__Your task__. Write out the material again word for word, dropping any images it holds.

##########

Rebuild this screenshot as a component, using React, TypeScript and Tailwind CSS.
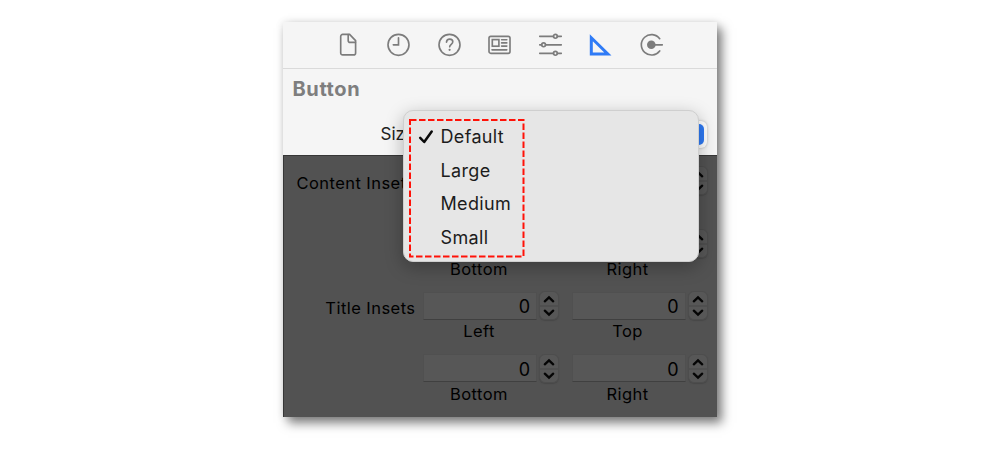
import React from "react";

const toolIcons: { name: string; art: React.ReactNode }[] = [
  {
    name: "File",
    art: (
      <>
        <path d="M5.700 1.400h6.900l6 6.300v12.200a2 2 0 0 1-2 2H5.700a2 2 0 0 1-2-2V3.400a2 2 0 0 1 2-2z" />
        <path d="M11.200 1.600v5.800a2 2 0 0 0 2 2h5.200" />
      </>
    ),
  },
  {
    name: "History",
    art: (
      <>
        <circle cx="11.500" cy="11.800" r="10.500" />
        <path d="M11.500 4.800v7H6.300" />
      </>
    ),
  },
  {
    name: "Help",
    art: (
      <>
        <circle cx="11.500" cy="11.800" r="10.500" />
        <path d="M8.500 9.100c.1-1.900 1.300-3 3.200-3 1.800 0 3.100 1 3.100 2.700 0 2.500-3.100 2.500-3.100 5" />
        <circle cx="11.600" cy="16.800" r="1.100" fill="currentColor" stroke="none" />
      </>
    ),
  },
  {
    name: "Identity",
    art: (
      <>
        <rect x="1" y="3.300" width="21" height="17" rx="1.800" />
        <rect x="4.300" y="6.600" width="6.600" height="6.600" />
        <path d="M13.600 6.700h5.200M13.600 9.900h5.200M13.600 13.100h5.200M4 16.800h14.800" />
      </>
    ),
  },
  {
    name: "Attributes",
    art: (
      <>
        <path d="M.7 3.300h13.800M18.300 3.300h4M.7 11.800h2M6.500 11.800h15.800M.7 20.300h13.800M18.300 20.300h4" />
        <circle cx="16.400" cy="3.300" r="1.900" />
        <circle cx="4.600" cy="11.800" r="1.900" />
        <circle cx="16.400" cy="20.300" r="1.900" />
      </>
    ),
  },
  {
    name: "Size",
    art: <path d="M2.300 4.700v16.200h16.500z" stroke="#2f7bf6" strokeWidth="3" />,
  },
  {
    name: "Connections",
    art: (
      <>
        <path d="M19.700 5.700a10.200 10.200 0 1 0 0 12.200M11.500 11.800h10.800" />
        <circle cx="11.300" cy="11.800" r="4.300" fill="currentColor" stroke="none" />
      </>
    ),
  },
];

function Stepper() {
  return (
    <div className="h-[29px] w-[20px] rounded-md border border-[#4d4d4d] bg-[#575757] shadow-[0_1px_1px_#484848]">
      <svg viewBox="0 0 18 27" className="h-full w-full" fill="none" stroke="#050505" strokeWidth="2.300">
        <path d="M0 14h18" stroke="#484848" strokeWidth="1" />
        <path d="M4.800 9.300l4.200-4 4.200 4M4.800 18.700l4.200 4 4.200-4" strokeLinecap="round" />
      </svg>
    </div>
  );
}

function Field({ label }: { label?: string }) {
  return (
    <div className="h-[62.500px] w-[136px]">
      <div className="flex items-center gap-[2px]">
        <div className="flex h-[28px] w-[114px] items-center justify-end border border-b-[#404040] border-x-[#505050] border-t-[#505050] bg-[#575757] pr-[6px] pt-[2px] text-[18px] tracking-normal">
          {label && "0"}
        </div>
        <Stepper />
      </div>
      <div className="w-[112px] text-center leading-[22px]">{label}</div>
    </div>
  );
}

function FieldRow({ title, labels = [] }: { title?: string; labels?: string[] }) {
  return (
    <div className="flex pr-[8px]">
      <div className="w-[131.500px] whitespace-nowrap pt-[5px] text-right leading-[24px]">{title}</div>
      <div className="ml-[7.500px] flex gap-[12.500px]">
        <Field label={labels[0]} />
        <Field label={labels[1]} />
      </div>
    </div>
  );
}

function SizeMenu() {
  return (
    <div className="absolute left-[120px] top-[88px] h-[152px] w-[296px] rounded-[10px] border border-[#cfcfcf] bg-[#e6e6e6] pt-[9px] text-[18px] tracking-[0.350px] text-[#1c1c1c] shadow-[0_5px_18px_rgba(0,0,0,0.28)]">
      {["Default", "Large", "Medium", "Small"].map((item, i) => (
        <div key={item} className="flex h-[33.500px] items-center pl-[14px]">
          <div className="w-[22.500px]">
            {i === 0 && (
              <svg viewBox="0 0 16 16" className="h-4 w-4" fill="none" stroke="#0a0a0a" strokeWidth="2.500" strokeLinecap="round" strokeLinejoin="round">
                <path d="M2.200 8.800l4 4.200L13.700 2.500" />
              </svg>
            )}
          </div>
          {item}
        </div>
      ))}
      <svg className="absolute left-[5px] top-[7.500px] h-[139px] w-[117px]" fill="none" stroke="#ff1208" strokeWidth="2">
        <rect x="1" y="1" width="113.500" height="136.500" strokeDasharray="6.500 2.500" />
      </svg>
    </div>
  );
}

export default function App() {
  return (
    <main className="flex h-[459px] w-[1000px] bg-white pl-[283px] pt-[22px] font-['Inter',sans-serif] text-[16.500px] text-black">
      <section className="relative flex h-[395px] w-[434px] flex-col bg-[#f5f5f5] shadow-[5px_6px_10px_rgba(0,0,0,0.5),0_0_8px_rgba(0,0,0,0.1)]">
        <header className="flex h-[47px] items-center border-b border-[#dadada] pl-[53.500px] text-[#7c7c7c]">
          {toolIcons.map(({ name, art }) => (
            <div key={name} className="w-[50.600px]">
              <svg viewBox="0 0 23 24" className="h-[24px] w-[23px]" fill="none" stroke="currentColor" strokeWidth="1.650" strokeLinecap="round" aria-label={name}>
                {art}
              </svg>
            </div>
          ))}
        </header>
        <h1 className="pl-[9.500px] pt-[6px] text-[20px] font-bold leading-[28px] tracking-[0.600px] text-[#7e7e7e]">Button</h1>
        <div className="flex flex-1 items-center justify-between pl-[97.500px] pr-[10px] pt-[11px] text-[#222]">
          <span className="text-[17px]">Size</span>
          <div className="flex h-[27px] w-[296px] justify-end rounded-md bg-white p-[3px] shadow-[0_0_3px_rgba(0,0,0,0.25)]">
            <div className="w-[21px] rounded-[5px] bg-[#2f7bf6]" />
          </div>
        </div>
        <div className="h-[262px] border-l border-t border-[#363636] bg-[#525252] pt-[10px] tracking-[0.450px]">
          <FieldRow title="Content Insets" />
          <FieldRow labels={["Bottom", "Right"]} />
          <FieldRow title="Title Insets" labels={["Left", "Top"]} />
          <FieldRow labels={["Bottom", "Right"]} />
        </div>
        <SizeMenu />
      </section>
    </main>
  );
}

##########

__Solution for this exercise__.
Rebuild this screenshot as a component, using React, TypeScript and Tailwind CSS.
import React from "react";

const toolIcons: { name: string; art: React.ReactNode }[] = [
  {
    name: "File",
    art: (
      <>
        <path d="M5.700 1.400h6.900l6 6.300v12.200a2 2 0 0 1-2 2H5.700a2 2 0 0 1-2-2V3.400a2 2 0 0 1 2-2z" />
        <path d="M11.200 1.600v5.800a2 2 0 0 0 2 2h5.200" />
      </>
    ),
  },
  {
    name: "History",
    art: (
      <>
        <circle cx="11.500" cy="11.800" r="10.500" />
        <path d="M11.500 4.800v7H6.300" />
      </>
    ),
  },
  {
    name: "Help",
    art: (
      <>
        <circle cx="11.500" cy="11.800" r="10.500" />
        <path d="M8.500 9.100c.1-1.900 1.300-3 3.200-3 1.800 0 3.100 1 3.100 2.700 0 2.500-3.100 2.500-3.100 5" />
        <circle cx="11.600" cy="16.800" r="1.100" fill="currentColor" stroke="none" />
      </>
    ),
  },
  {
    name: "Identity",
    art: (
      <>
        <rect x="1" y="3.300" width="21" height="17" rx="1.800" />
        <rect x="4.300" y="6.600" width="6.600" height="6.600" />
        <path d="M13.600 6.700h5.200M13.600 9.900h5.200M13.600 13.100h5.200M4 16.800h14.800" />
      </>
    ),
  },
  {
    name: "Attributes",
    art: (
      <>
        <path d="M.7 3.300h13.800M18.300 3.300h4M.7 11.800h2M6.500 11.800h15.800M.7 20.300h13.800M18.300 20.300h4" />
        <circle cx="16.400" cy="3.300" r="1.900" />
        <circle cx="4.600" cy="11.800" r="1.900" />
        <circle cx="16.400" cy="20.300" r="1.900" />
      </>
    ),
  },
  {
    name: "Size",
    art: <path d="M2.300 4.700v16.200h16.500z" stroke="#2f7bf6" strokeWidth="3" />,
  },
  {
    name: "Connections",
    art: (
      <>
        <path d="M19.700 5.700a10.200 10.200 0 1 0 0 12.200M11.500 11.800h10.800" />
        <circle cx="11.300" cy="11.800" r="4.300" fill="currentColor" stroke="none" />
      </>
    ),
  },
];

function Stepper() {
  return (
    <div className="h-[29px] w-[20px] rounded-md border border-[#4d4d4d] bg-[#575757] shadow-[0_1px_1px_#484848]">
      <svg viewBox="0 0 18 27" className="h-full w-full" fill="none" stroke="#050505" strokeWidth="2.300">
        <path d="M0 14h18" stroke="#484848" strokeWidth="1" />
        <path d="M4.800 9.300l4.200-4 4.200 4M4.800 18.700l4.200 4 4.200-4" strokeLinecap="round" />
      </svg>
    </div>
  );
}

function Field({ label }: { label?: string }) {
  return (
    <div className="h-[62.500px] w-[136px]">
      <div className="flex items-center gap-[2px]">
        <div className="flex h-[28px] w-[114px] items-center justify-end border border-b-[#404040] border-x-[#505050] border-t-[#505050] bg-[#575757] pr-[6px] pt-[2px] text-[18px] tracking-normal">
          {label && "0"}
        </div>
        <Stepper />
      </div>
      <div className="w-[112px] text-center leading-[22px]">{label}</div>
    </div>
  );
}

function FieldRow({ title, labels = [] }: { title?: string; labels?: string[] }) {
  return (
    <div className="flex pr-[8px]">
      <div className="w-[131.500px] whitespace-nowrap pt-[5px] text-right leading-[24px]">{title}</div>
      <div className="ml-[7.500px] flex gap-[12.500px]">
        <Field label={labels[0]} />
        <Field label={labels[1]} />
      </div>
    </div>
  );
}

function SizeMenu() {
  return (
    <div className="absolute left-[120px] top-[88px] h-[152px] w-[296px] rounded-[10px] border border-[#cfcfcf] bg-[#e6e6e6] pt-[9px] text-[18px] tracking-[0.350px] text-[#1c1c1c] shadow-[0_5px_18px_rgba(0,0,0,0.28)]">
      {["Default", "Large", "Medium", "Small"].map((item, i) => (
        <div key={item} className="flex h-[33.500px] items-center pl-[14px]">
          <div className="w-[22.500px]">
            {i === 0 && (
              <svg viewBox="0 0 16 16" className="h-4 w-4" fill="none" stroke="#0a0a0a" strokeWidth="2.500" strokeLinecap="round" strokeLinejoin="round">
                <path d="M2.200 8.800l4 4.200L13.700 2.500" />
              </svg>
            )}
          </div>
          {item}
        </div>
      ))}
      <svg className="absolute left-[5px] top-[7.500px] h-[139px] w-[117px]" fill="none" stroke="#ff1208" strokeWidth="2">
        <rect x="1" y="1" width="113.500" height="136.500" strokeDasharray="6.500 2.500" />
      </svg>
    </div>
  );
}

export default function App() {
  return (
    <main className="flex h-[459px] w-[1000px] bg-white pl-[283px] pt-[22px] font-['Inter',sans-serif] text-[16.500px] text-black">
      <section className="relative flex h-[395px] w-[434px] flex-col bg-[#f5f5f5] shadow-[5px_6px_10px_rgba(0,0,0,0.5),0_0_8px_rgba(0,0,0,0.1)]">
        <header className="flex h-[47px] items-center border-b border-[#dadada] pl-[53.500px] text-[#7c7c7c]">
          {toolIcons.map(({ name, art }) => (
            <div key={name} className="w-[50.600px]">
              <svg viewBox="0 0 23 24" className="h-[24px] w-[23px]" fill="none" stroke="currentColor" strokeWidth="1.650" strokeLinecap="round" aria-label={name}>
                {art}
              </svg>
            </div>
          ))}
        </header>
        <h1 className="pl-[9.500px] pt-[6px] text-[20px] font-bold leading-[28px] tracking-[0.600px] text-[#7e7e7e]">Button</h1>
        <div className="flex flex-1 items-center justify-between pl-[97.500px] pr-[10px] pt-[11px] text-[#222]">
          <span className="text-[17px]">Size</span>
          <div className="flex h-[27px] w-[296px] justify-end rounded-md bg-white p-[3px] shadow-[0_0_3px_rgba(0,0,0,0.25)]">
            <div className="w-[21px] rounded-[5px] bg-[#2f7bf6]" />
          </div>
        </div>
        <div className="h-[262px] border-l border-t border-[#363636] bg-[#525252] pt-[10px] tracking-[0.450px]">
          <FieldRow title="Content Insets" />
          <FieldRow labels={["Bottom", "Right"]} />
          <FieldRow title="Title Insets" labels={["Left", "Top"]} />
          <FieldRow labels={["Bottom", "Right"]} />
        </div>
        <SizeMenu />
      </section>
    </main>
  );
}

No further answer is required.